テーマ:忘れられない患者さん
人は死にゆくもの。
若くして乳癌になった女性
新卒で入職した病院、外科病棟で出会った患者さん。まだ私が看護師になって数年と20代前半、思い出の患者さんは20代後半か30歳になるくらいの女性でした。彼女は結婚して半年か1年、両側乳癌で手術をしましたが肺・骨への転移病変、当時は入院しての化学療法が主流だったため1か月に2回か3回は入院、投薬を繰り返していたと思います。まだハーセプチンが申請・認可という頃だったので十数年前の出来事です。
全身転移、彼女の想い
そもそも彼女が転移がありながらも手術をしたのは結婚したばかりの旦那様のために長生きをしたかかったから、そして叶うことなら自分と彼のDNAを残したかったからだと言われました。

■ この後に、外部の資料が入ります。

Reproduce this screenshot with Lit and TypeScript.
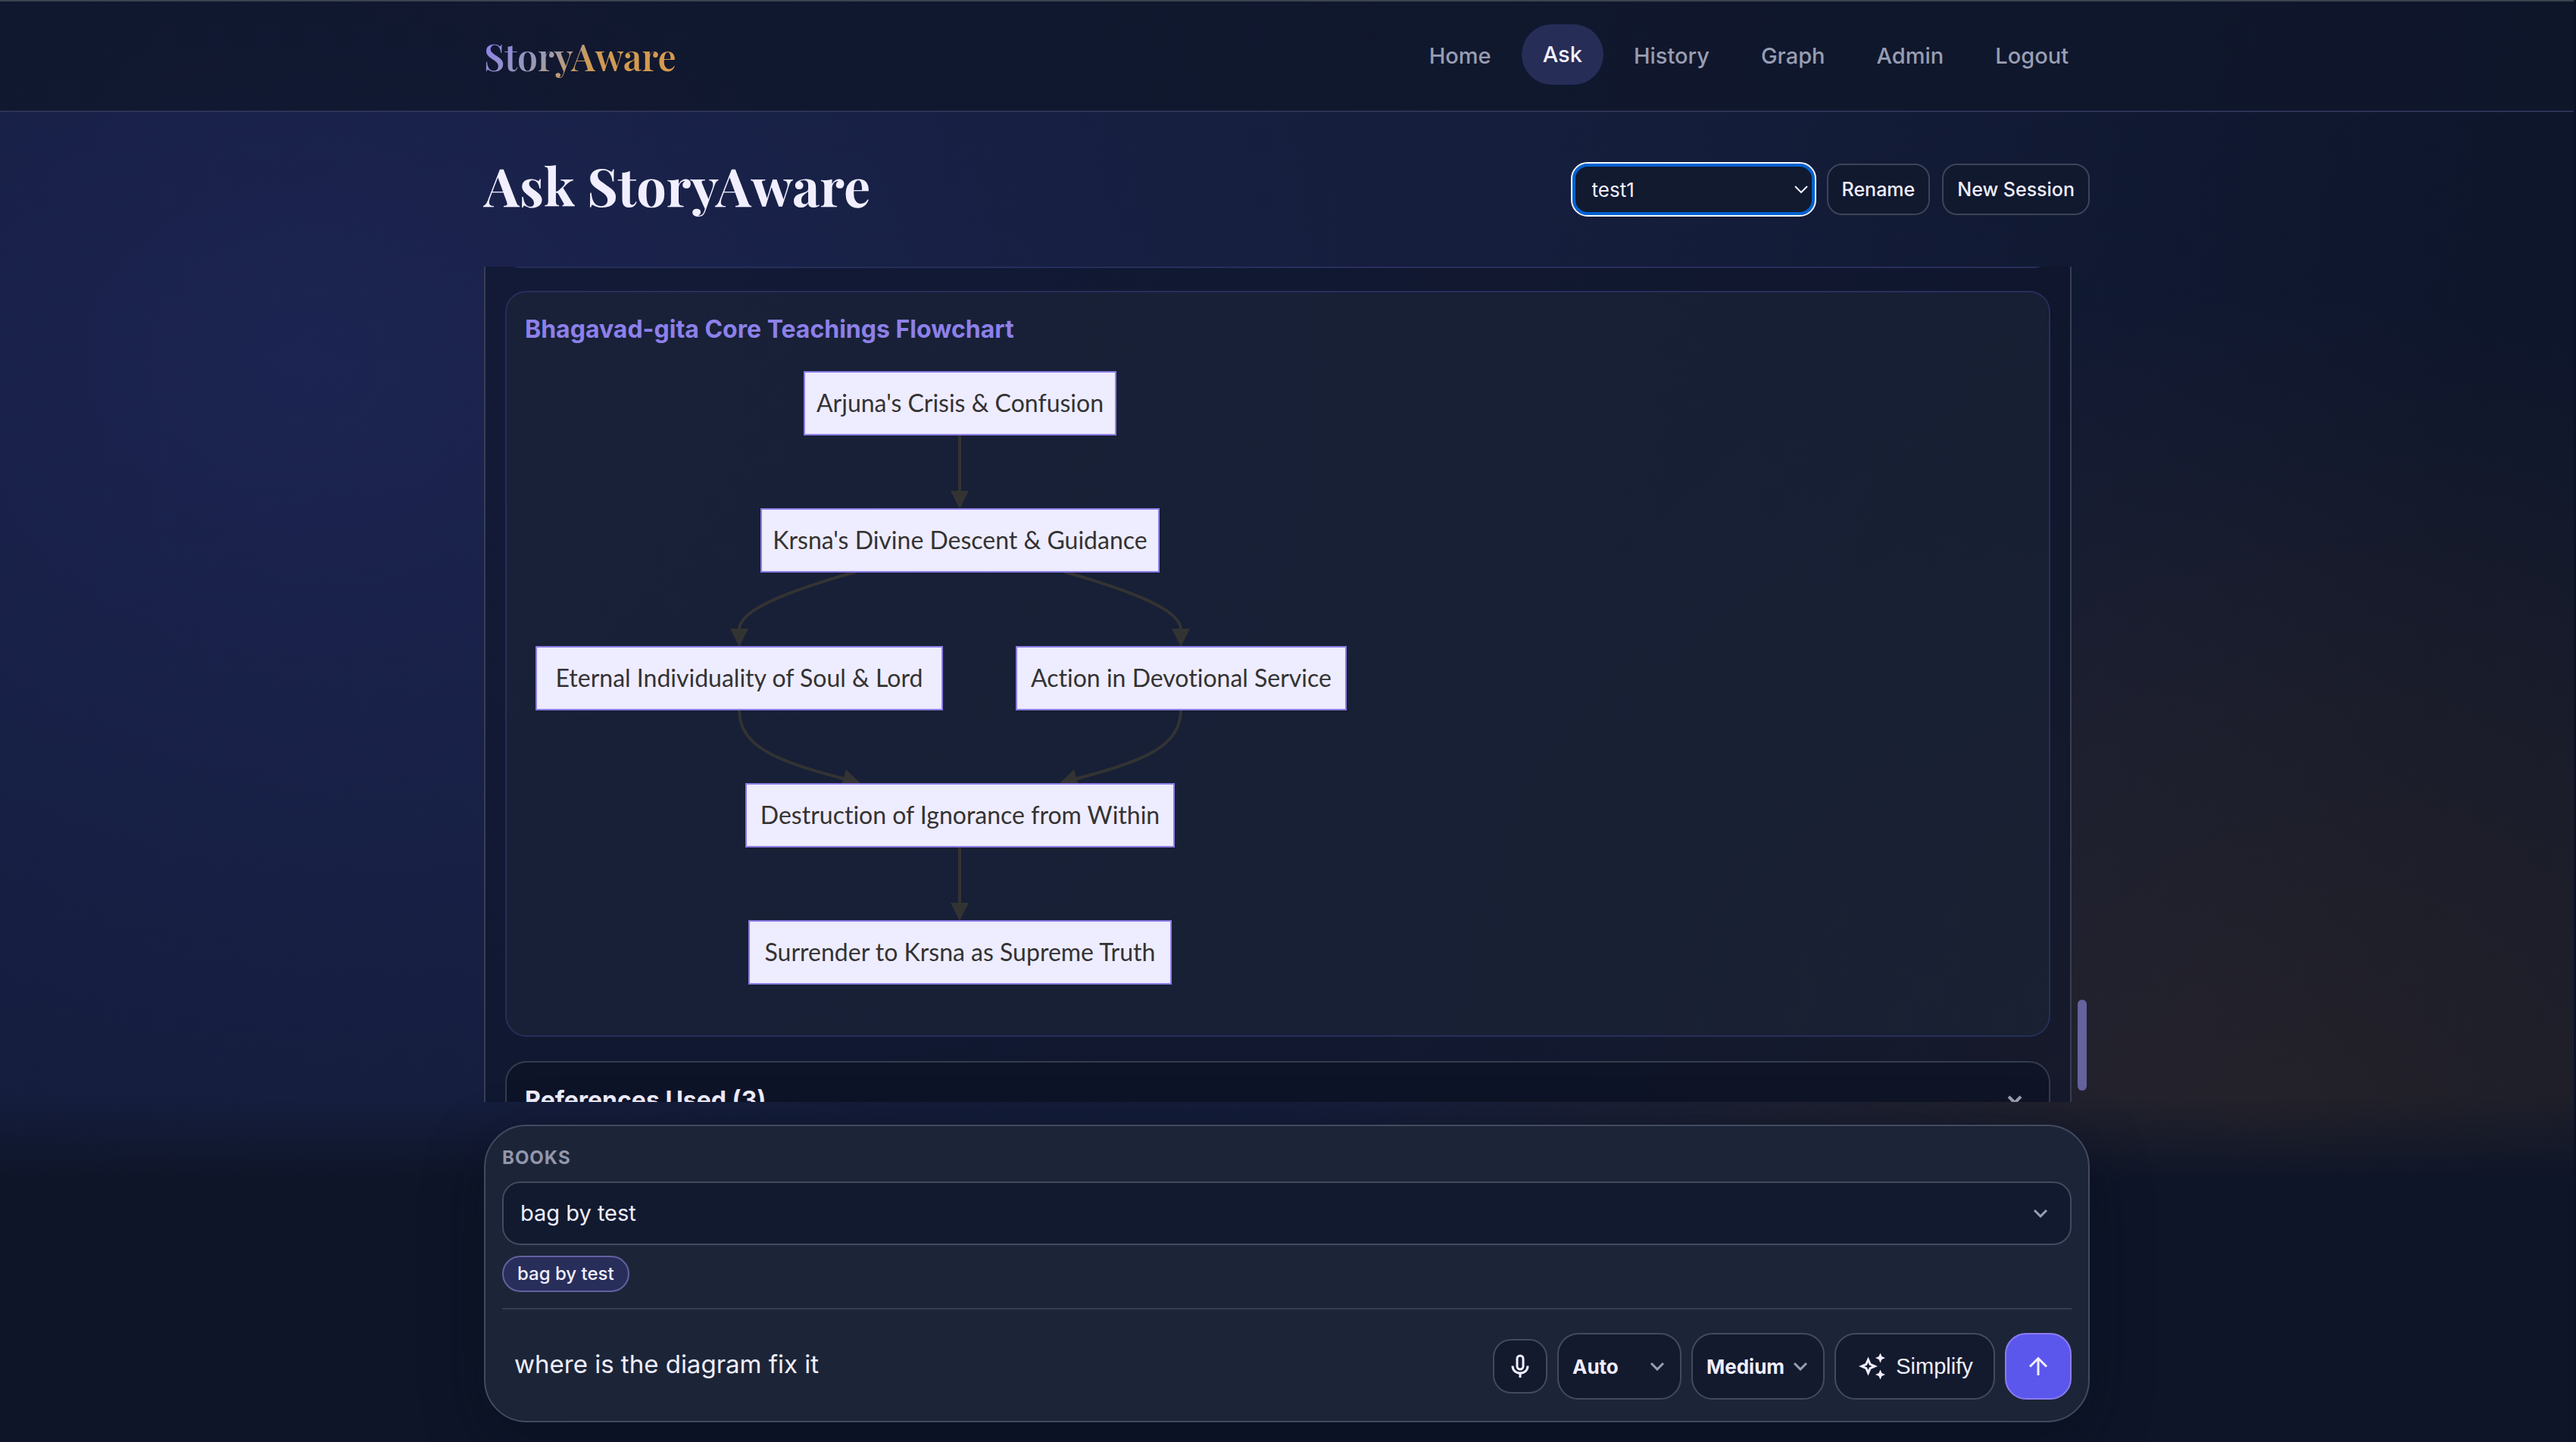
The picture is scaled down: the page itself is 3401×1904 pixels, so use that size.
import { LitElement, html, css, svg } from "lit";
import { customElement } from "lit/decorators.js";

interface FlowNode {
  label: string;
  x: number;
  y: number;
  width: number;
}

const NODE_HEIGHT = 83;

const NODES: FlowNode[] = [
  { label: "Arjuna's Crisis & Confusion", x: 369, y: 16, width: 411 },
  { label: "Krsna's Divine Descent & Guidance", x: 312, y: 197, width: 525 },
  { label: "Eternal Individuality of Soul & Lord", x: 15, y: 379, width: 536 },
  { label: "Action in Devotional Service", x: 649, y: 379, width: 435 },
  { label: "Destruction of Ignorance from Within", x: 292, y: 560, width: 565 },
  { label: "Surrender to Krsna as Supreme Truth", x: 296, y: 741, width: 557 },
];

const EDGES: string[] = [
  "M574 99V176",
  "M437 280C345 306 283 331 283 356",
  "M712 280C804 306 866 331 866 356",
  "M283 462C283 510 330 530 424 554",
  "M866 462C866 510 819 530 725 554",
  "M574 643V720",
];

const ARROWS: string[] = [
  "M562 173h24l-12 24z",
  "M271 355h24l-12 24z",
  "M854 355h24l-12 24z",
  "M424 541L417 565L444 560z",
  "M725 541L732 565L705 560z",
  "M562 717h24l-12 24z",
];

@customElement("flow-chart")
export class FlowChart extends LitElement {
  static styles = css`
    :host {
      display: block;
    }
    .chart {
      display: block;
      width: 1100px;
      max-width: 100%;
    }
    .node {
      fill: #eeecff;
      stroke: #8c7ee6;
      stroke-width: 2;
    }
    .edge {
      fill: none;
      stroke: #333333;
      stroke-width: 4;
    }
    .arrow {
      fill: #333333;
    }
    .label {
      font: 400 32px "Trebuchet MS", Lato, sans-serif;
      font-variant-ligatures: none;
      fill: #333333;
      text-anchor: middle;
    }
  `;

  render() {
    return html`
      <svg class="chart" viewBox="0 0 1100 840" role="img" aria-label="Bhagavad-gita Core Teachings Flowchart">
        ${EDGES.map((d) => svg`<path class="edge" d=${d}></path>`)}
        ${ARROWS.map((d) => svg`<path class="arrow" d=${d}></path>`)}
        ${NODES.map(
          (n) => svg`
            <rect class="node" x=${n.x} y=${n.y} width=${n.width} height=${NODE_HEIGHT}></rect>
            <text class="label" x=${n.x + n.width / 2} y=${n.y + 53}>${n.label}</text>`
        )}
      </svg>
    `;
  }
}

const chevron = (cls: string) => html`
  <svg class="chevron ${cls}" viewBox="0 0 20 12" aria-hidden="true"><path d="M2 2l8 8 8-8" /></svg>
`;

const LINKS = ["Home", "Ask", "History", "Graph", "Admin", "Logout"];

@customElement("app-root")
export class AppRoot extends LitElement {
  static styles = css`
    :host {
      display: flex;
      flex-direction: column;
      height: 100vh;
      overflow: hidden;
      box-sizing: border-box;
      border-right: 3px solid #0d1326;
      font-family: Inter, "Liberation Sans", sans-serif;
      color: #f0eeff;
      background:
        linear-gradient(to bottom, transparent 76%, #0e1528 82%),
        radial-gradient(ellipse 1500px 1200px at 12% 25%, rgba(50, 56, 140, 0.28), transparent),
        radial-gradient(
          ellipse 1300px 1100px at 88% 78%,
          rgba(180, 110, 20, 0.13),
          rgba(180, 110, 20, 0.08) 50%,
          transparent
        ),
        linear-gradient(100deg, #131c3a 0%, #151e3c 55%, #0e162c 90%);
    }
    * {
      box-sizing: border-box;
    }
    .topbar {
      flex: none;
      height: 148px;
      border-top: 2px solid #3b434f;
      border-bottom: 2px solid #2c3356;
      background: rgba(15, 23, 42, 0.8);
    }
    .wrap {
      width: 100%;
      max-width: 2120px;
      margin: 0 auto;
    }
    .bar {
      display: flex;
      align-items: center;
      justify-content: space-between;
      height: 100%;
    }
    .logo {
      font: 600 48px/64px "Playfair Display", "Liberation Serif", serif;
      text-decoration: none;
      color: transparent;
      background: linear-gradient(135deg, #8b7cf6 0%, #9a9cb4 35%, #cf9a55 55%, #d89a4c 100%);
      background-clip: text;
      -webkit-background-clip: text;
    }
    .nav {
      display: flex;
      align-items: center;
      gap: 12px;
    }
    .link {
      padding: 0 28px;
      border-radius: 40px;
      font-size: 29px;
      font-weight: 500;
      line-height: 80px;
      color: #989db2;
      text-decoration: none;
    }
    .link.active {
      margin-bottom: 4px;
      color: #f3f1ff;
      background: #262d57;
    }
    .page {
      flex: 1;
      min-height: 0;
      display: flex;
      flex-direction: column;
      padding: 0 0 26px;
    }
    .head {
      flex: none;
      display: flex;
      align-items: center;
      justify-content: space-between;
      height: 204px;
    }
    .title {
      margin: 0;
      padding-bottom: 12px;
      font: 700 70px/96px "Playfair Display", "Liberation Serif", serif;
      color: #f1efff;
    }
    .session {
      display: flex;
      gap: 16px;
    }
    button,
    select,
    input {
      font-family: inherit;
      color: inherit;
      margin: 0;
    }
    .picker {
      position: relative;
      display: flex;
    }
    select {
      appearance: none;
      width: 100%;
      border: 2px solid #424a60;
      background: #121a30;
      outline: none;
      text-overflow: ellipsis;
    }
    .chevron {
      position: absolute;
      top: 50%;
      width: 20px;
      height: 12px;
      margin-top: -6px;
      fill: none;
      stroke: #9a9fb4;
      stroke-width: 4;
      pointer-events: none;
    }
    .chevron.thin {
      right: 8px;
      stroke: #f1efff;
      stroke-width: 2;
    }
    .chevron.wide {
      right: 31px;
      stroke-width: 3;
    }
    .chevron.inset {
      right: 22px;
      stroke-width: 3;
    }
    .chevron.bold {
      position: static;
      margin: 0;
      width: 22px;
      stroke-width: 4;
    }
    .session .picker {
      width: 320px;
    }
    .session select {
      height: 68px;
      padding: 0 22px;
      font-size: 26px;
      border: 4px solid #0062d1;
      border-radius: 20px;
      outline: 2px solid #f4f6ff;
    }
    .plain {
      height: 68px;
      padding: 0 18px;
      border: 2px solid #3c4459;
      border-radius: 20px;
      font-size: 25px;
      font-weight: 500;
      background: #11192f;
    }
    .feed {
      flex: 1;
      min-height: 0;
      display: flex;
      gap: 8px;
      overflow: hidden;
      margin-bottom: 30px;
    }
    .bubble {
      flex: 1;
      align-self: flex-start;
      margin-top: -40px;
      padding: 0 26px 26px;
      border: 2px solid #363f54;
      border-top: 0;
      background: rgba(14, 21, 42, 0.62);
    }
    .card {
      border: 2px solid #272e5a;
      border-radius: 28px;
      background: rgba(30, 39, 58, 0.5);
    }
    .earlier {
      height: 42px;
      margin-bottom: 30px;
    }
    .diagram {
      padding: 24px 24px 52px;
    }
    .subtitle {
      margin: 0 0 15px;
      font-size: 32px;
      font-weight: 700;
      line-height: 50px;
      color: #8d80ea;
    }
    .refs {
      display: flex;
      align-items: center;
      justify-content: space-between;
      width: 100%;
      height: 102px;
      margin-top: 32px;
      padding: 0 34px 0 24px;
      border: 2px solid #333c4e;
      border-radius: 28px;
      background: rgba(13, 19, 38, 0.75);
      font-size: 32px;
      font-weight: 700;
    }
    .track {
      flex: none;
      width: 16px;
      display: flex;
      align-items: flex-end;
      padding-bottom: 15px;
    }
    .thumb {
      width: 12px;
      height: 120px;
      border-radius: 6px;
      background: #64639d;
    }
    .composer {
      flex: none;
      display: flex;
      flex-direction: column;
      padding: 22px 22px 28px;
      border: 2px solid #424a60;
      border-radius: 56px;
      background: #1c2537;
      box-shadow: 0 24px 80px rgba(8, 12, 28, 0.4);
    }
    .label {
      font-size: 24px;
      font-weight: 700;
      line-height: 40px;
      letter-spacing: 1px;
      color: #9297ae;
      margin-bottom: 11px;
    }
    .books select {
      height: 84px;
      padding: 0 22px 2px;
      border-radius: 24px;
      font-size: 29px;
    }
    .chips {
      display: flex;
      margin: 14px 0 21px;
    }
    .chip {
      padding: 0 18px;
      border: 2px solid #6361a0;
      border-radius: 24px;
      background: #282e5a;
      font-size: 24px;
      font-weight: 500;
      line-height: 44px;
    }
    .ask {
      display: flex;
      align-items: center;
      gap: 13px;
      padding-top: 31px;
      border-top: 2px solid #353e4e;
    }
    .prompt {
      flex: 1;
      min-width: 0;
      height: 80px;
      padding: 0 16px 6px;
      border: 0;
      outline: none;
      background: none;
      font-size: 33px;
    }
    .tool {
      height: 88px;
      border: 2px solid #424a60;
      border-radius: 28px;
      background: #131a2e;
    }
    .ask select {
      height: 88px;
      border-radius: 28px;
      padding: 0 18px;
      font-size: 26px;
      font-weight: 700;
      background: #131a2e;
    }
    .mode {
      width: 164px;
    }
    .level {
      width: 176px;
    }
    .mic {
      display: grid;
      place-items: center;
      width: 72px;
      height: 72px;
      padding: 0;
      border-radius: 24px;
    }
    .simplify {
      display: flex;
      align-items: center;
      justify-content: center;
      gap: 12px;
      width: 212px;
      padding: 0;
      font: 400 29px "Liberation Sans", Arial, sans-serif;
    }
    .send {
      display: grid;
      place-items: center;
      width: 88px;
      padding: 0;
      border-color: #8b7cf0;
      background: #5b57ec;
    }
    .icon {
      display: block;
      width: 40px;
      height: 40px;
      fill: currentColor;
    }
    .line {
      fill: none;
      stroke: currentColor;
      stroke-width: 3;
    }
  `;

  render() {
    return html`
      <header class="topbar">
        <div class="wrap bar">
          <a class="logo" href="#">StoryAware</a>
          <nav class="nav">
            ${LINKS.map(
              (name) => html`<a class="link ${name === "Ask" ? "active" : ""}" href="#">${name}</a>`
            )}
          </nav>
        </div>
      </header>
      <main class="page wrap">
        <div class="head">
          <h1 class="title">Ask StoryAware</h1>
          <div class="session">
            <div class="picker">
              <select aria-label="Session"><option>test1</option></select>
              ${chevron("thin")}
            </div>
            <button class="plain" type="button">Rename</button>
            <button class="plain" type="button">New Session</button>
          </div>
        </div>

        <section class="feed">
          <article class="bubble">
            <div class="card earlier"></div>
            <div class="card diagram">
              <h2 class="subtitle">Bhagavad-gita Core Teachings Flowchart</h2>
              <flow-chart></flow-chart>
            </div>
            <button class="refs" type="button" aria-expanded="false">
              References Used (3) ${chevron("bold")}
            </button>
          </article>
          <div class="track"><div class="thumb"></div></div>
        </section>

        <form class="composer">
          <label class="label" for="books">BOOKS</label>
          <div class="picker books">
            <select id="books"><option>bag by test</option></select>
            ${chevron("wide")}
          </div>
          <div class="chips"><span class="chip">bag by test</span></div>
          <div class="ask">
            <input class="prompt" type="text" aria-label="Question" value="where is the diagram fix it" />
            <button class="tool mic" type="button" aria-label="Dictate">
              <svg class="icon" viewBox="0 0 40 40">
                <rect class="line" x="16" y="6" width="8" height="18" rx="4"></rect>
                <path class="line" d="M10 19.500c0 5.500 4 9.500 10 9.500s10-4 10-9.500M20 29v6"></path>
              </svg>
            </button>
            <div class="picker mode">
              <select aria-label="Mode"><option>Auto</option></select>
              ${chevron("inset")}
            </div>
            <div class="picker level">
              <select aria-label="Level"><option>Medium</option></select>
              ${chevron("inset")}
            </div>
            <button class="tool simplify" type="button">
              <svg class="icon" viewBox="0 0 40 40">
                <path
                  fill-rule="evenodd"
                  d="M15.500 7.500l3.800 8.700 8.700 3.800-8.700 3.800-3.800 8.700-3.800-8.700L3 20l8.700-3.800zM15.500 15l-1.500 3.500-3.500 1.500 3.500 1.500 1.500 3.500 1.500-3.500 3.500-1.500-3.500-1.500z"
                ></path>
                <path d="M31.500 2.500l2 4.500 4.500 2-4.500 2-2 4.500-2-4.500-4.500-2 4.500-2zM31.500 24.500l2 4.500 4.500 2-4.500 2-2 4.500-2-4.500-4.500-2 4.500-2z"></path>
              </svg>
              Simplify
            </button>
            <button class="tool send" type="submit" aria-label="Send">
              <svg class="icon" viewBox="0 0 40 40">
                <path class="line" d="M20 32V9M9 20.500L20 9.500l11 11"></path>
              </svg>
            </button>
          </div>
        </form>
      </main>
    `;
  }
}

数年間の治療のなかで効果を示す薬剤も減り腫瘍マーカーは上がり転移病変は全身に・・・。プライマリーだった彼女との時間は私にとって人の生死を考えさせるのもでもあり関わることの難しさを知るものでもありました。ほんとうのターミナル期に突入すると記憶も曖昧、脳転移で感情の起伏も激しくなり時に暴れ、病床に行き関わるのが苦痛に感じることも多かった。そして、年齢が5~6歳しか離れていない彼女の運命や宿命を思うと人生の酷さ・やるせなさも痛感、いろんな意味で彼女との出会いや看護は私にとって思い入れのある体験です。
彼女が教えてくれたこと
これを機に「がん看護」「疼痛コントトール」「グリーフケア」をはじめ、「患者満足」「医療サービス」と興味や視野を広げ、学ぶことができたのですから、本当に感謝ですね。その職場には8年ちょっと在職、ちょうど彼女が死した年齢である30歳を過ぎてから退職しました。人は生き死に行くもの。その時期が短いか長いかは神しか知らない。そんな当たり前のことが若かった自分には充分に理解できなかった。若くして娘を亡くした彼女の御両親、新婚早々に発症し数年の闘病生活を見守った旦那様、もっと上手に関わり、残されるものへの心のケアなりができていたら良かったのにと今になっても悔いであり懺悔な気持ちが拭いきれない。それだけ若かった私には重い出会いであり思い残りでもあるのだと思う。